NeurOptics will work with the critical care leadership to identify the timing and framework of clinical staff education required that will be conducted by NeurOptics personnel. NeurOptics estimates that all critical care unit staff working during the initial training period will receive one-on-one inservice education to ensure each clinician is fully trained. To reinforce the training and operation skills, supplementary training scheduled four-to-six weeks following the initial training is recommended, as well as inclusion of pupillometry training in unit Skills Days. Physicians in the critical care unit, as well as midlevel providers, will need to be trained on use of the device and interpretation of the data. NeurOptics has local representatives that can assist, as well as a network of trained Clinical Specialists.

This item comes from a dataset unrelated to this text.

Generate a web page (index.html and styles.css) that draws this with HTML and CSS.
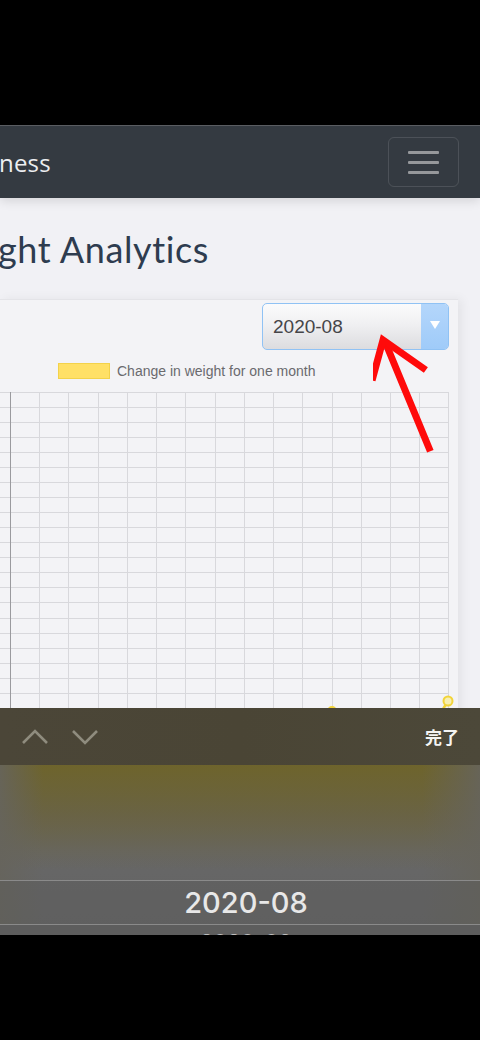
FILE: index.html
```html
<!DOCTYPE html>
<html lang="en">
<head>
<meta charset="utf-8">
<title>Weight Analytics</title>
<link rel="stylesheet" href="styles.css">
</head>
<body>
<div class="device">
  <div class="top-black"></div>
  <div class="screen">
    <nav class="navbar">
      <span class="brand">ness</span>
      <button class="toggler" aria-label="menu">
        <span class="bar"></span><span class="bar"></span><span class="bar"></span>
      </button>
    </nav>
    <main class="content">
      <h1 class="title">ght Analytics</h1>
      <section class="card">
        <div class="card-head">
          <div class="select">
            <span class="select-value">2020-08</span>
            <span class="select-btn">
              <svg width="10" height="8" viewBox="0 0 10 8"><path d="M0 0 H10 L5 8 Z" fill="#fff"/></svg>
            </span>
          </div>
        </div>
        <div class="legend">
          <span class="legend-box"></span>
          <span class="legend-label">Change in weight for one month</span>
        </div>
        <svg class="chart" width="458" height="330" viewBox="0 0 458 330">
          <g stroke="#d8d8dc" stroke-width="1">
            <line x1="0" y1="0.5" x2="449" y2="0.5"/>
            <line x1="0" y1="15.5" x2="449" y2="15.5"/>
            <line x1="0" y1="30.5" x2="449" y2="30.5"/>
            <line x1="0" y1="45.5" x2="449" y2="45.5"/>
            <line x1="0" y1="60.5" x2="449" y2="60.5"/>
            <line x1="0" y1="75.5" x2="449" y2="75.5"/>
            <line x1="0" y1="90.5" x2="449" y2="90.5"/>
            <line x1="0" y1="105.5" x2="449" y2="105.5"/>
            <line x1="0" y1="120.5" x2="449" y2="120.5"/>
            <line x1="0" y1="135.5" x2="449" y2="135.5"/>
            <line x1="0" y1="150.5" x2="449" y2="150.5"/>
            <line x1="0" y1="165.5" x2="449" y2="165.5"/>
            <line x1="0" y1="180.5" x2="449" y2="180.5"/>
            <line x1="0" y1="195.5" x2="449" y2="195.5"/>
            <line x1="0" y1="210.5" x2="449" y2="210.5"/>
            <line x1="0" y1="226.5" x2="449" y2="226.5"/>
            <line x1="0" y1="241.5" x2="449" y2="241.5"/>
            <line x1="0" y1="256.5" x2="449" y2="256.5"/>
            <line x1="0" y1="271.5" x2="449" y2="271.5"/>
            <line x1="0" y1="286.5" x2="449" y2="286.5"/>
            <line x1="0" y1="301.5" x2="449" y2="301.5"/>
            <line x1="0" y1="316.5" x2="449" y2="316.5"/>
            <line x1="39.5" y1="0" x2="39.5" y2="330"/>
            <line x1="68.5" y1="0" x2="68.5" y2="330"/>
            <line x1="98.5" y1="0" x2="98.5" y2="330"/>
            <line x1="127.5" y1="0" x2="127.5" y2="330"/>
            <line x1="156.5" y1="0" x2="156.5" y2="330"/>
            <line x1="185.5" y1="0" x2="185.5" y2="330"/>
            <line x1="215.5" y1="0" x2="215.5" y2="330"/>
            <line x1="244.5" y1="0" x2="244.5" y2="330"/>
            <line x1="273.5" y1="0" x2="273.5" y2="330"/>
            <line x1="302.5" y1="0" x2="302.5" y2="330"/>
            <line x1="332.5" y1="0" x2="332.5" y2="330"/>
            <line x1="361.5" y1="0" x2="361.5" y2="330"/>
            <line x1="390.5" y1="0" x2="390.5" y2="330"/>
            <line x1="419.5" y1="0" x2="419.5" y2="330"/>
            <line x1="448.5" y1="0" x2="448.5" y2="330"/>
          </g>
          <line x1="10.5" y1="0" x2="10.5" y2="330" stroke="#9a9a9e" stroke-width="1"/>
          <path d="M448 309 L440 322" stroke="#f2d43a" stroke-width="2.5" fill="none"/>
          <circle cx="332" cy="319" r="4" fill="#f8efb0" stroke="#f2d43a" stroke-width="2"/>
          <circle cx="448" cy="309" r="4.5" fill="#f8efb0" stroke="#f2d43a" stroke-width="2"/>
        </svg>
      </section>
    </main>
    <svg class="arrow" width="90" height="130" viewBox="0 0 90 130">
      <path d="M56 116 L13 12" stroke="#ff0a0a" stroke-width="7" stroke-linecap="square" fill="none"/>
      <path d="M0 45 L10 8 L50 36" stroke="#ff0a0a" stroke-width="7" stroke-linejoin="miter" stroke-linecap="square" fill="none"/>
    </svg>
    <div class="keyboard">
      <div class="toolbar">
        <div class="nav-arrows">
          <svg width="28" height="16" viewBox="0 0 28 16"><path d="M2 14 L14 2 L26 14" stroke="#8f8c7e" stroke-width="2.6" fill="none"/></svg>
          <svg width="28" height="16" viewBox="0 0 28 16"><path d="M2 2 L14 14 L26 2" stroke="#8f8c7e" stroke-width="2.6" fill="none"/></svg>
        </div>
        <span class="done">完了</span>
      </div>
      <div class="picker">
        <div class="picker-blank"></div>
        <div class="picker-selected">2020-08</div>
        <div class="picker-next">2020-09</div>
      </div>
    </div>
  </div>
  <div class="bottom-black"></div>
</div>
</body>
</html>
```

FILE: styles.css
```css
* { box-sizing: border-box; }
html, body { margin: 0; padding: 0; background: #000; }
body { width: 480px; height: 1040px; overflow: hidden; font-family: "Liberation Sans", Arial, sans-serif; }

.device { display: flex; flex-direction: column; width: 480px; height: 1040px; }
.top-black { height: 125px; background: #000; flex: none; }
.bottom-black { flex: 1; background: #000; }

.screen {
  position: relative;
  height: 810px;
  flex: none;
  overflow: hidden;
  background: #f1f1f5;
}

.navbar {
  height: 73px;
  background: #343a41;
  border-top: 1px solid #5a5d62;
  display: flex;
  align-items: center;
  justify-content: space-between;
  padding-right: 21px;
  box-shadow: 0 3px 10px rgba(0, 0, 0, 0.12);
  position: relative;
  z-index: 1;
}
.brand {
  font-family: "Open Sans", "Noto Sans", sans-serif;
  font-size: 24px;
  color: #eceef0;
  letter-spacing: 0.2px;
  margin-left: -1px;
}
.toggler {
  width: 71px;
  height: 50px;
  border: 1px solid rgba(255, 255, 255, 0.12);
  border-radius: 6px;
  background: transparent;
  display: flex;
  flex-direction: column;
  align-items: center;
  justify-content: center;
  gap: 7px;
  padding: 0;
}
.bar { display: block; width: 31px; height: 3px; background: #96989b; border-radius: 1px; }

.content { padding-top: 29px; }
.title {
  margin: 0 0 28px -2px;
  font-family: Lato, "Open Sans", sans-serif;
  font-weight: 400;
  font-size: 36px;
  line-height: 44px;
  color: #2e3c4f;
  letter-spacing: 0.6px;
}

.card {
  width: 458px;
  background: #f3f3f6;
  border-top: 1px solid #e4e4e8;
  box-shadow: 4px 0 10px rgba(0, 0, 0, 0.06);
  padding: 3px 9px 0 0;
}
.card-head { display: flex; justify-content: flex-end; }
.select {
  width: 187px;
  height: 47px;
  border: 1px solid #90c2f4;
  border-radius: 5px;
  display: flex;
  overflow: hidden;
  background: linear-gradient(#fbfbfc, #f0f0f2 45%, #dcdcdf);
}
.select-value {
  flex: 1;
  display: flex;
  align-items: center;
  padding-left: 10px;
  font-size: 19px;
  color: #454548;
}
.select-btn {
  width: 27px;
  background: linear-gradient(#b4d6fb, #9fcbf9);
  display: flex;
  align-items: center;
  justify-content: center;
  padding-bottom: 4px;
}

.legend {
  display: flex;
  align-items: center;
  margin: 12px 0 0 58px;
  height: 18px;
}
.legend-box {
  width: 52px;
  height: 16px;
  background: #ffe066;
  border: 1px solid #f3d24a;
}
.legend-label { margin-left: 7px; font-size: 14px; color: #6a6a6e; }

.chart { display: block; margin-top: 12px; }

.arrow { position: absolute; left: 373px; top: 207px; }

.keyboard {
  position: absolute;
  left: 0;
  right: 0;
  top: 583px;
  height: 227px;
  display: flex;
  flex-direction: column;
  overflow: hidden;
}
.toolbar {
  flex: none;
  height: 57px;
  background: linear-gradient(90deg, #4b4638, #4a4535 50%, #4c4839);
  display: flex;
  align-items: center;
  justify-content: space-between;
  padding: 0 21px;
}
.nav-arrows { display: flex; gap: 22px; }
.done {
  font-family: "Noto Sans CJK JP", sans-serif;
  font-weight: 700;
  font-size: 17px;
  color: #f4f4f2;
}

.picker {
  flex: 1;
  display: flex;
  flex-direction: column;
  overflow: hidden;
  background:
    linear-gradient(90deg, rgba(102, 100, 92, 0.9), rgba(102, 100, 92, 0) 9%, rgba(102, 100, 92, 0) 88%, rgba(102, 100, 92, 0.9)),
    linear-gradient(rgba(110, 100, 42, 0.95), rgba(106, 98, 60, 0.75) 30%, rgba(103, 103, 103, 0) 62%),
    linear-gradient(#686454, #676767 50%, #636363);
}
.picker-blank { flex: none; height: 115px; }
.picker-selected {
  flex: none;
  height: 45px;
  border-top: 1px solid #8a8a8a;
  border-bottom: 1px solid #8a8a8a;
  background: rgba(90, 90, 90, 0.35);
  display: flex;
  align-items: center;
  justify-content: center;
  font-family: Inter, Roboto, sans-serif;
  font-size: 29px;
  font-weight: 500;
  color: #e8e8e8;
  padding-left: 12px;
}
.picker-next {
  flex: none;
  height: 30px;
  padding-top: 4px;
  text-align: center;
  font-family: Inter, Roboto, sans-serif;
  font-size: 22px;
  color: #bdbdbd;
  padding-left: 12px;
  background: #5d5d5d;
}
```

It is important to establish unit protocols and guidelines for use of the Pupillometer. The protocol/guideline should include baseline pupillometry readings on appropriate patients upon admission to the critical care unit along with guidelines for ongoing measurements for trending of data. Hospital approved guidelines are available from your NeurOptics’ representative for use when developing protocols/guidelines.
In order to achieve the benefits previously identified, the automated pupillometry program must have intensive collaboration of a multidisciplinary team of professionals including nurses, providers, nursing leadership, Biomedical Engineering, Information Technology, and Supply Chain Management.